▶ Data in this exercise
***
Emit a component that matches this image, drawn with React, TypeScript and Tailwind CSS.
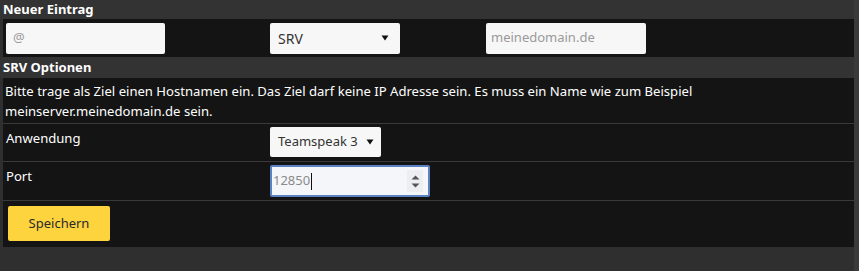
***
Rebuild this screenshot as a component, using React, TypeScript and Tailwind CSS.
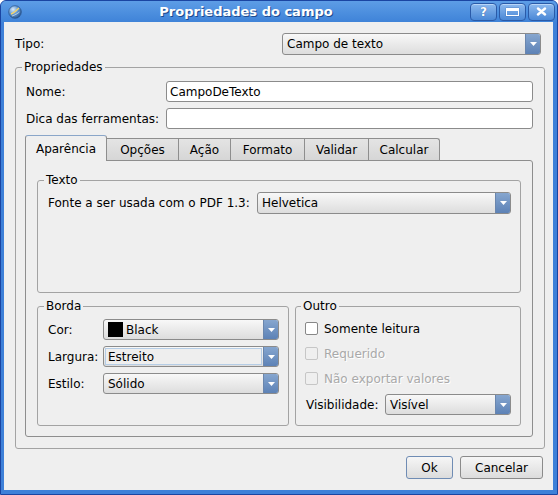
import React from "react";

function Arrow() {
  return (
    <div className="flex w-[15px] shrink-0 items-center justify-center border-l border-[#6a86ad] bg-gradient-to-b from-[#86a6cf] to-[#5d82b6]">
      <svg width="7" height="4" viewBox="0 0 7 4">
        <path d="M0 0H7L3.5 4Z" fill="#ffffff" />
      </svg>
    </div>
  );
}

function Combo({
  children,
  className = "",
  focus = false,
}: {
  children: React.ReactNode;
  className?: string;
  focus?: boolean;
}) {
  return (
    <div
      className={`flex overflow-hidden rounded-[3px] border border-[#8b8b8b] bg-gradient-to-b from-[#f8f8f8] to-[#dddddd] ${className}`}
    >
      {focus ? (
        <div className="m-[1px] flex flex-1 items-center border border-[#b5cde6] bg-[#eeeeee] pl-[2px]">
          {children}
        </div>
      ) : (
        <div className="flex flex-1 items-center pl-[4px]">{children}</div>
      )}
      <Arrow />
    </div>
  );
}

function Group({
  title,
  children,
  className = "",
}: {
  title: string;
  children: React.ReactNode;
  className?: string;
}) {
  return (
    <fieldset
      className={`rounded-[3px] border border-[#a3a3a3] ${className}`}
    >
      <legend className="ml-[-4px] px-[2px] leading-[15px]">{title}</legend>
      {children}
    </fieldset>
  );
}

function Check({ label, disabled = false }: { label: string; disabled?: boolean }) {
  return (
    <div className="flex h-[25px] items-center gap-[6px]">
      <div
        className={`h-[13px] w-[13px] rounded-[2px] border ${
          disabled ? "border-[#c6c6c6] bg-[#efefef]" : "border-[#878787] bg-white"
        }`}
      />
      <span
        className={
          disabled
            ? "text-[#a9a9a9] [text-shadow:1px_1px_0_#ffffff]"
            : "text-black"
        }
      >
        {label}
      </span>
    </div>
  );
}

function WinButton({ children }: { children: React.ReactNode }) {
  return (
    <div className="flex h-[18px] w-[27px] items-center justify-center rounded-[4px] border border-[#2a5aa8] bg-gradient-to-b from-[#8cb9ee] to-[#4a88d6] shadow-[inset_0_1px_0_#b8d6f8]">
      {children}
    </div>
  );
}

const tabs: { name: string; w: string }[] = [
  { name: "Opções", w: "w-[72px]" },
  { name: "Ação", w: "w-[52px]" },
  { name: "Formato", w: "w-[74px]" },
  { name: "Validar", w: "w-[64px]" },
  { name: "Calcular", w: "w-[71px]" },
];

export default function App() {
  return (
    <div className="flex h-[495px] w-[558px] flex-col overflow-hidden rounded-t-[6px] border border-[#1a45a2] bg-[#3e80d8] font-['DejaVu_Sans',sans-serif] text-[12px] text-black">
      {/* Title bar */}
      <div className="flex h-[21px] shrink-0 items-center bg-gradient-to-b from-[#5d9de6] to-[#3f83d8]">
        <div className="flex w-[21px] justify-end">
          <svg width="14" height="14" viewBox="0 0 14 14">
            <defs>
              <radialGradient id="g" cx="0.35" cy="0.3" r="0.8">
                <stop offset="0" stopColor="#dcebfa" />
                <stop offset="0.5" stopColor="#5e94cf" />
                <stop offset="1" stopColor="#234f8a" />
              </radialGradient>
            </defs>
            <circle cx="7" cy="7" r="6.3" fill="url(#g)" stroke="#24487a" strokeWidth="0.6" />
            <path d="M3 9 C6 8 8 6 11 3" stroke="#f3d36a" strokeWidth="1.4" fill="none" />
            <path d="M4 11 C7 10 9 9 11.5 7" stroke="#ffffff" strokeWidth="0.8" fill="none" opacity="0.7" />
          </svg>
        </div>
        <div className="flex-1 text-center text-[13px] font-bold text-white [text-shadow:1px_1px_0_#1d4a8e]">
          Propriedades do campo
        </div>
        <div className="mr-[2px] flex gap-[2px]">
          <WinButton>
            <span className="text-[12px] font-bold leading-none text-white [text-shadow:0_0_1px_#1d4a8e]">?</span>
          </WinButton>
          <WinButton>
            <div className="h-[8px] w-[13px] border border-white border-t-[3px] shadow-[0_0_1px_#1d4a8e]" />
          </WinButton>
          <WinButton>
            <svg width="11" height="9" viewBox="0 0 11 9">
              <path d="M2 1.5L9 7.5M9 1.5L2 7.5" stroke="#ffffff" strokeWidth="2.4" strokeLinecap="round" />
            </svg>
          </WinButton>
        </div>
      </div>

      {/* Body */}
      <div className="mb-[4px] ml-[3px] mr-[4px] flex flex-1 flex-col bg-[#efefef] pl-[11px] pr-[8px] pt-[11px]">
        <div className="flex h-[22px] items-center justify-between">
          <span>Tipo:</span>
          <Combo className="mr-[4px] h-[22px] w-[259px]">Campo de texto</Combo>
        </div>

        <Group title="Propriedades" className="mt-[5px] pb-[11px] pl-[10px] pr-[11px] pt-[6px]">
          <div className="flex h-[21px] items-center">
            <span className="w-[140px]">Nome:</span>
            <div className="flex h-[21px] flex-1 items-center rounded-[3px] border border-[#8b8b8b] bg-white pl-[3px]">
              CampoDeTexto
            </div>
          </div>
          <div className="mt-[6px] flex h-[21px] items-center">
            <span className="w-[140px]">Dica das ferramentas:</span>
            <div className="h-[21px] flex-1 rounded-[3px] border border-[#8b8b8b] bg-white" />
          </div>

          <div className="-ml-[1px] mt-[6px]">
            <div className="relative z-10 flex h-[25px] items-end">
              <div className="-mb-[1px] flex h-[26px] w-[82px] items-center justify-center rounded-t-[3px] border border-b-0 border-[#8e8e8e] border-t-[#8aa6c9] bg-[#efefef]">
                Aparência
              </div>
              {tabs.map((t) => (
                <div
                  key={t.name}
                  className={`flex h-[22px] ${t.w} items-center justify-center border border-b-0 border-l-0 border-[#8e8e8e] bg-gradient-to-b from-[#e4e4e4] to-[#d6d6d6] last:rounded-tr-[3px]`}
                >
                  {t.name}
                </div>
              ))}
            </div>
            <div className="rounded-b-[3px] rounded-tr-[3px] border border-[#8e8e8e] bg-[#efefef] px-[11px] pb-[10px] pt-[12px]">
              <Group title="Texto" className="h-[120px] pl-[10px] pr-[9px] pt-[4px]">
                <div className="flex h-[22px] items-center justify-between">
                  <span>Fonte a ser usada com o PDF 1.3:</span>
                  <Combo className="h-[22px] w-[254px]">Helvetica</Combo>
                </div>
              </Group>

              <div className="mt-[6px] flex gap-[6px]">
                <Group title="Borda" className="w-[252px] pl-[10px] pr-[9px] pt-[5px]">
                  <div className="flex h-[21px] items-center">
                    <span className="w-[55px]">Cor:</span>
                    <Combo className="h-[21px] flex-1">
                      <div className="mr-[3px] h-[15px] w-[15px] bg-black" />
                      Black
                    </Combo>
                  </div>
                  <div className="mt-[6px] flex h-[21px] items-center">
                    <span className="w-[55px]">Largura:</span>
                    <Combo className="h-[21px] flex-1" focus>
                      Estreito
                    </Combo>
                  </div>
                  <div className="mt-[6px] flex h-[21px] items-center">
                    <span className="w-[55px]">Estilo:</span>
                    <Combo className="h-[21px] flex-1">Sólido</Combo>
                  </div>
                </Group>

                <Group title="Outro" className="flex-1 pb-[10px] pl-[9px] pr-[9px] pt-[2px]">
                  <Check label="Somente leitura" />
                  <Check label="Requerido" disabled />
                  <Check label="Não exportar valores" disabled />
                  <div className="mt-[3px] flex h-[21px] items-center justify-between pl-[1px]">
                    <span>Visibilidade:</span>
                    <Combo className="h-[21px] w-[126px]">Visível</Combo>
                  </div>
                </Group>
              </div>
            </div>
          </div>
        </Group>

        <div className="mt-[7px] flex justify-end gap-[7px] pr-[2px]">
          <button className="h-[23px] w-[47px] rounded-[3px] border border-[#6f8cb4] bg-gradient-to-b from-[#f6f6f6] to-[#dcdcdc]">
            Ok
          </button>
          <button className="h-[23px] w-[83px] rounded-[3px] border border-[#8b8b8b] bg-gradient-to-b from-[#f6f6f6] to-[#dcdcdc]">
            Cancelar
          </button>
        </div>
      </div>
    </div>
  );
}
***
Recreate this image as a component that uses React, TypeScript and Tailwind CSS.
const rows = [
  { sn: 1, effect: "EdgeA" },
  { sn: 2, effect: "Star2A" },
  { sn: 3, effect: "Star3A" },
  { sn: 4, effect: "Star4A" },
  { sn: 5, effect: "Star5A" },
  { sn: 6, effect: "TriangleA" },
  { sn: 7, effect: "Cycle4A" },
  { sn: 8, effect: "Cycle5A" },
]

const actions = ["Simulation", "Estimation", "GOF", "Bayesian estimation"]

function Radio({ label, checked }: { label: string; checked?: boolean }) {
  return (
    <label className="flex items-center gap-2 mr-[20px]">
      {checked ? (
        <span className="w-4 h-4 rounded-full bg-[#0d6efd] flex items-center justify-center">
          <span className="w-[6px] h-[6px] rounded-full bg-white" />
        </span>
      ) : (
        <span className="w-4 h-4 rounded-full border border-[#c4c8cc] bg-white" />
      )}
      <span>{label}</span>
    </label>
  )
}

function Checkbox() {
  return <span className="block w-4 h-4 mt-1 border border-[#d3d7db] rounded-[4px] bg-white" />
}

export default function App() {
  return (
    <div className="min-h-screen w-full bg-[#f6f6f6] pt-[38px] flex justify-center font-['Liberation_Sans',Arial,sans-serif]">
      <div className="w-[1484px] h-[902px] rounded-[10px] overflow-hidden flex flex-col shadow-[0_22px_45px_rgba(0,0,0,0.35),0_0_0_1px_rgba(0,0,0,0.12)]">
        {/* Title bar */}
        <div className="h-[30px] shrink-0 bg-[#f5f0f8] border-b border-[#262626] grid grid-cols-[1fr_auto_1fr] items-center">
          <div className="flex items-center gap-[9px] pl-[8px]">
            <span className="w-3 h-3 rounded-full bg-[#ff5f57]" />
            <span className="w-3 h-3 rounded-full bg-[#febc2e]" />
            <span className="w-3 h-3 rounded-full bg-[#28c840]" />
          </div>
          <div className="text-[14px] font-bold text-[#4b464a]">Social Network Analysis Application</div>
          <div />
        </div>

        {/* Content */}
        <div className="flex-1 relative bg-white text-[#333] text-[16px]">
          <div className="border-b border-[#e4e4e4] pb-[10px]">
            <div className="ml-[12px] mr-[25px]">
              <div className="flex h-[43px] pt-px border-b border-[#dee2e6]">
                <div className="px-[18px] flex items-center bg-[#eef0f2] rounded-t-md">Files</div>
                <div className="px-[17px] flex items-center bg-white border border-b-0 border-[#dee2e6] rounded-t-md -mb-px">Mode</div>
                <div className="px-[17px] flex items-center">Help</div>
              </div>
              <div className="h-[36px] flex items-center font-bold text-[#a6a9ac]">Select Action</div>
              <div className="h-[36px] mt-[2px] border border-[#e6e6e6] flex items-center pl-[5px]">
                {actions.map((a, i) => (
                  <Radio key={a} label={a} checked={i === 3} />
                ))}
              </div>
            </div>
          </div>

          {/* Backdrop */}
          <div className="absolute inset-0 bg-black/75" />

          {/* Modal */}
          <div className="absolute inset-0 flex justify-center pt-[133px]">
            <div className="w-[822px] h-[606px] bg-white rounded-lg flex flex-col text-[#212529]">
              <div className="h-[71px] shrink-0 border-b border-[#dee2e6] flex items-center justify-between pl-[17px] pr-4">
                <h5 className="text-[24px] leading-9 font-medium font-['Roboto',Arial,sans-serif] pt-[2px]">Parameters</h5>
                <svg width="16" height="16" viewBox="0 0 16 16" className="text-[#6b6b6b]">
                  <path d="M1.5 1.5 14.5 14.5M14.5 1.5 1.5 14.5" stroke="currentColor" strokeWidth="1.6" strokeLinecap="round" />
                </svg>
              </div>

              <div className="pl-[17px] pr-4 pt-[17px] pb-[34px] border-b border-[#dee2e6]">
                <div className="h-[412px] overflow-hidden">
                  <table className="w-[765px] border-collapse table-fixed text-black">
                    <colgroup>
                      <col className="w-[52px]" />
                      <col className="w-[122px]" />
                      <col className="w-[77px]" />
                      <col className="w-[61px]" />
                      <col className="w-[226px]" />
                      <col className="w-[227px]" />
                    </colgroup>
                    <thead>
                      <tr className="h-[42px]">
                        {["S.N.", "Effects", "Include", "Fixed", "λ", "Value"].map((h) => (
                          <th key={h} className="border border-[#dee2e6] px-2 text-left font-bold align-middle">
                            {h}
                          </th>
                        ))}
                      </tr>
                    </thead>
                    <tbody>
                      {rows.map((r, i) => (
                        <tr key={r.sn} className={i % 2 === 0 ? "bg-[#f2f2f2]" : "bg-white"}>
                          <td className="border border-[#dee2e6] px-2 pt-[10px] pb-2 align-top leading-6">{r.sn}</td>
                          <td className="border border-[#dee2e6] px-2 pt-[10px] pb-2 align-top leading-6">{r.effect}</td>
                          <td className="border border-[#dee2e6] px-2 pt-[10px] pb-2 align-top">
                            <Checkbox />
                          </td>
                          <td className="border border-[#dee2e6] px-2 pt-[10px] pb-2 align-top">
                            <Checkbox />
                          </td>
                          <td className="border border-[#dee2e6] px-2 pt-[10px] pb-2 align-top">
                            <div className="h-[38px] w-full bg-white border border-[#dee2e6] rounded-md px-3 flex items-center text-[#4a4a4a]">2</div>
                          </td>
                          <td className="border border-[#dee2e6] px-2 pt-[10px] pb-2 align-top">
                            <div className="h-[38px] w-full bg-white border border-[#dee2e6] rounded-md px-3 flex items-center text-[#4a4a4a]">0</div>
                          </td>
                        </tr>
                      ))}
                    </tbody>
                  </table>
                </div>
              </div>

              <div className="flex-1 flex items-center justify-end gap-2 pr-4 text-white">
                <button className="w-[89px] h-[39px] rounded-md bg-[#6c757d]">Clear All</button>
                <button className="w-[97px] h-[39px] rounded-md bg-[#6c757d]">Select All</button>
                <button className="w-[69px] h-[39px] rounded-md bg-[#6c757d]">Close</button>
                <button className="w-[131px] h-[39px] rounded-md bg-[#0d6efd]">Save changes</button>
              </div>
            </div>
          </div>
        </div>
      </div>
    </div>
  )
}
***
▶ Your goal
Report all lines of the material that contain the word "TypeScript".

▶ Full answer
Emit a component that matches this image, drawn with React, TypeScript and Tailwind CSS.
Rebuild this screenshot as a component, using React, TypeScript and Tailwind CSS.
Recreate this image as a component that uses React, TypeScript and Tailwind CSS.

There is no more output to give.